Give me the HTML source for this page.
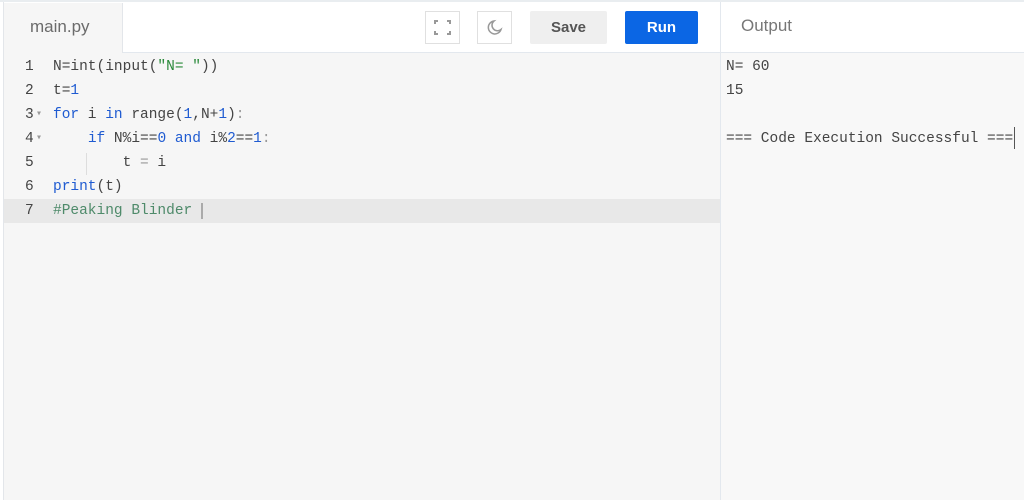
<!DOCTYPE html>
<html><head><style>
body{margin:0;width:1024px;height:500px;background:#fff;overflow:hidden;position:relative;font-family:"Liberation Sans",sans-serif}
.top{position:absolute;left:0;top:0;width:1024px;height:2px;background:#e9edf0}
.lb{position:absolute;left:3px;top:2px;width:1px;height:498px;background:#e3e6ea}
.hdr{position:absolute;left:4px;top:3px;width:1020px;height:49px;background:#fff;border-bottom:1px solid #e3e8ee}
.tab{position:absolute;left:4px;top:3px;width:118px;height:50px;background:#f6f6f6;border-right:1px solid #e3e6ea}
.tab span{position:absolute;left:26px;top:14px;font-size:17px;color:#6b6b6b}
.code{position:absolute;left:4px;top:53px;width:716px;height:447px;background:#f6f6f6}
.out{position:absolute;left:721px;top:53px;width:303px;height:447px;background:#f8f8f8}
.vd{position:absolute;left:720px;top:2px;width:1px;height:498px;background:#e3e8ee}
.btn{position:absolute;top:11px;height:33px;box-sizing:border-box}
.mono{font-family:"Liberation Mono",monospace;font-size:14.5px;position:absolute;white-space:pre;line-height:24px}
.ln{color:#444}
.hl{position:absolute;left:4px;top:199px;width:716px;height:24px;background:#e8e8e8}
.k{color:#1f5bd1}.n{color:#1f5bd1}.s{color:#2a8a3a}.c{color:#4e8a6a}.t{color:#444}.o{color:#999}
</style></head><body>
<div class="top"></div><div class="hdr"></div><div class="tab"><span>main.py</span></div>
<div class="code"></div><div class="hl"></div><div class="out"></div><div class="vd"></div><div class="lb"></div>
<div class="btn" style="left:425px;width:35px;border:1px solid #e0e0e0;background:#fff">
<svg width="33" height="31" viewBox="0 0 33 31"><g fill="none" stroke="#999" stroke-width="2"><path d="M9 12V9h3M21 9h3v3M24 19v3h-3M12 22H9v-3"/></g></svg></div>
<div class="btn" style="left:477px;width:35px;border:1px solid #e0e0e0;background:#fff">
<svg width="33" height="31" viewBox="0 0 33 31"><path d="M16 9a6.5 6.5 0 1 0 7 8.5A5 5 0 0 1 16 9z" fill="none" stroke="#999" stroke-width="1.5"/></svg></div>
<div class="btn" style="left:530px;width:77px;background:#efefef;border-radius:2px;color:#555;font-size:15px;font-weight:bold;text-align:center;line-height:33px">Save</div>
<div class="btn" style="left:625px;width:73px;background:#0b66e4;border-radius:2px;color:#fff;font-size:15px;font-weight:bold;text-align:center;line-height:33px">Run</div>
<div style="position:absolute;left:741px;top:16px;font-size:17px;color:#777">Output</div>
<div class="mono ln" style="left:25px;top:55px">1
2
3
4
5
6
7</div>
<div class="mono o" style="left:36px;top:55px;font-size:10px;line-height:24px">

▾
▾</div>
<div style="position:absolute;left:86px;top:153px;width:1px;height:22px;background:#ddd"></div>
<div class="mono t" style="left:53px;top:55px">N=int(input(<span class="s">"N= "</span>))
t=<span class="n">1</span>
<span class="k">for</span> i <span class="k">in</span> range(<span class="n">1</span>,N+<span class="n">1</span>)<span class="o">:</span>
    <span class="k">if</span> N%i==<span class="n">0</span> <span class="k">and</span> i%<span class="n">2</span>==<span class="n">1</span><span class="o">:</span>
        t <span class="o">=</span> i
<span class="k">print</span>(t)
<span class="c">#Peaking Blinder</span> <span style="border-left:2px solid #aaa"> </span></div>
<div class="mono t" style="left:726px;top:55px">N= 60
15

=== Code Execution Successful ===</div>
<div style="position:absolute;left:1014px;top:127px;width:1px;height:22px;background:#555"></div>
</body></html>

========================================

### TASK INSTRUCTIONS
Return the listing above in full and without alteration, excluding its pictures.

### SOLUTION TO THIS PROBLEM
Give me the HTML source for this page.
<!DOCTYPE html>
<html><head><style>
body{margin:0;width:1024px;height:500px;background:#fff;overflow:hidden;position:relative;font-family:"Liberation Sans",sans-serif}
.top{position:absolute;left:0;top:0;width:1024px;height:2px;background:#e9edf0}
.lb{position:absolute;left:3px;top:2px;width:1px;height:498px;background:#e3e6ea}
.hdr{position:absolute;left:4px;top:3px;width:1020px;height:49px;background:#fff;border-bottom:1px solid #e3e8ee}
.tab{position:absolute;left:4px;top:3px;width:118px;height:50px;background:#f6f6f6;border-right:1px solid #e3e6ea}
.tab span{position:absolute;left:26px;top:14px;font-size:17px;color:#6b6b6b}
.code{position:absolute;left:4px;top:53px;width:716px;height:447px;background:#f6f6f6}
.out{position:absolute;left:721px;top:53px;width:303px;height:447px;background:#f8f8f8}
.vd{position:absolute;left:720px;top:2px;width:1px;height:498px;background:#e3e8ee}
.btn{position:absolute;top:11px;height:33px;box-sizing:border-box}
.mono{font-family:"Liberation Mono",monospace;font-size:14.5px;position:absolute;white-space:pre;line-height:24px}
.ln{color:#444}
.hl{position:absolute;left:4px;top:199px;width:716px;height:24px;background:#e8e8e8}
.k{color:#1f5bd1}.n{color:#1f5bd1}.s{color:#2a8a3a}.c{color:#4e8a6a}.t{color:#444}.o{color:#999}
</style></head><body>
<div class="top"></div><div class="hdr"></div><div class="tab"><span>main.py</span></div>
<div class="code"></div><div class="hl"></div><div class="out"></div><div class="vd"></div><div class="lb"></div>
<div class="btn" style="left:425px;width:35px;border:1px solid #e0e0e0;background:#fff">
<svg width="33" height="31" viewBox="0 0 33 31"><g fill="none" stroke="#999" stroke-width="2"><path d="M9 12V9h3M21 9h3v3M24 19v3h-3M12 22H9v-3"/></g></svg></div>
<div class="btn" style="left:477px;width:35px;border:1px solid #e0e0e0;background:#fff">
<svg width="33" height="31" viewBox="0 0 33 31"><path d="M16 9a6.5 6.5 0 1 0 7 8.5A5 5 0 0 1 16 9z" fill="none" stroke="#999" stroke-width="1.5"/></svg></div>
<div class="btn" style="left:530px;width:77px;background:#efefef;border-radius:2px;color:#555;font-size:15px;font-weight:bold;text-align:center;line-height:33px">Save</div>
<div class="btn" style="left:625px;width:73px;background:#0b66e4;border-radius:2px;color:#fff;font-size:15px;font-weight:bold;text-align:center;line-height:33px">Run</div>
<div style="position:absolute;left:741px;top:16px;font-size:17px;color:#777">Output</div>
<div class="mono ln" style="left:25px;top:55px">1
2
3
4
5
6
7</div>
<div class="mono o" style="left:36px;top:55px;font-size:10px;line-height:24px">

▾
▾</div>
<div style="position:absolute;left:86px;top:153px;width:1px;height:22px;background:#ddd"></div>
<div class="mono t" style="left:53px;top:55px">N=int(input(<span class="s">"N= "</span>))
t=<span class="n">1</span>
<span class="k">for</span> i <span class="k">in</span> range(<span class="n">1</span>,N+<span class="n">1</span>)<span class="o">:</span>
    <span class="k">if</span> N%i==<span class="n">0</span> <span class="k">and</span> i%<span class="n">2</span>==<span class="n">1</span><span class="o">:</span>
        t <span class="o">=</span> i
<span class="k">print</span>(t)
<span class="c">#Peaking Blinder</span> <span style="border-left:2px solid #aaa"> </span></div>
<div class="mono t" style="left:726px;top:55px">N= 60
15

=== Code Execution Successful ===</div>
<div style="position:absolute;left:1014px;top:127px;width:1px;height:22px;background:#555"></div>
</body></html>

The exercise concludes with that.